É a primeira vez que algo assim é observado em um buraco negro próximo e de pequeno tamanho, os mais violentos. Os cientistas acreditam que podem usar esses corpos como análogos dos buracos supermaciços para estudar seus efeitos na evolução de galáxias distantes. A equipe já capturou outros quatro eventos similares com o instrumento a bordo da ISS, de acordo com Phil Uttley, coautor do estudo. "Estamos prestes a obter descobertas inovadoras", diz ele.
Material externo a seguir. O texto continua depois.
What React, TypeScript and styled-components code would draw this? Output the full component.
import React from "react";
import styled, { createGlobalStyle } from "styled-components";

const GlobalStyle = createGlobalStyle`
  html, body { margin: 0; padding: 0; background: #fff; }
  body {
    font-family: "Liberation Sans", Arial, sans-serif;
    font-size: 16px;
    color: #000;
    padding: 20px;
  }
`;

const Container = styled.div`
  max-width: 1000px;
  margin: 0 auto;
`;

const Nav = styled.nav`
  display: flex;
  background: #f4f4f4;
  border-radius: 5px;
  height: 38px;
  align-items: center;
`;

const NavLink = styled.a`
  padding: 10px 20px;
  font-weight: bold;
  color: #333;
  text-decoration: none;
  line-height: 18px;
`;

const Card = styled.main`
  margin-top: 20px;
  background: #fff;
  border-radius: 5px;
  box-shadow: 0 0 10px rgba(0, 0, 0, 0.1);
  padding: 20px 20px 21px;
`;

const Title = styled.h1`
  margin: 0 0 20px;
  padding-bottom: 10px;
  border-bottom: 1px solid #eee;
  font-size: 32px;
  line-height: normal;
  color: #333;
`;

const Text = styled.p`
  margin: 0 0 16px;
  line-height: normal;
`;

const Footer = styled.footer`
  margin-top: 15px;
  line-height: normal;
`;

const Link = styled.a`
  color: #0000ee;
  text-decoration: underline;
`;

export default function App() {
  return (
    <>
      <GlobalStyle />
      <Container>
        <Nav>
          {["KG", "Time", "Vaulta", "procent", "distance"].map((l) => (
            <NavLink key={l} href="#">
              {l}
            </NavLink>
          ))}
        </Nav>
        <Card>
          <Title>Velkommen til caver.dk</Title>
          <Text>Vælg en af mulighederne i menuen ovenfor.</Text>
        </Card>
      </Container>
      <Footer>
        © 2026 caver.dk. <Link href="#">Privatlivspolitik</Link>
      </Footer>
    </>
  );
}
O QUE HÁ DENTRO DE UM BURACO NEGRO?

No universo há duas grandes classes de buracos negros. "Os de massa estelar são do tamanho de uma cidade e massas de até 10 sóis. Nascem de explosões de estrelas enormes", escreve Daryl Haggard, do Instituto Espacial da Universidade McGill, no Canadá, em um comentário publicado pela Nature. Os buracos supermaciços são do tamanho do sistema solar, concentram milhões ou bilhões de vezes a massa do Sol e residem no centro das galáxias." O que ainda é impossível saber é o que acontece com o que cai em um buraco. "De acordo com a teoria da relatividade de Einstein, nenhuma informação pode escapar de dentro de um buraco negro, porque para isso teria que viajar mais rápido que a luz [e a relatividade deixa claro que nada pode ser mais rápido que a luz]", explica Teo Muñoz Darias, do Instituto de Astrofísica das Ilhas Canárias. Somente graças a novas teorias ainda por demonstrar, como a gravidade quântica, seria possível começar a responder a essa pergunta.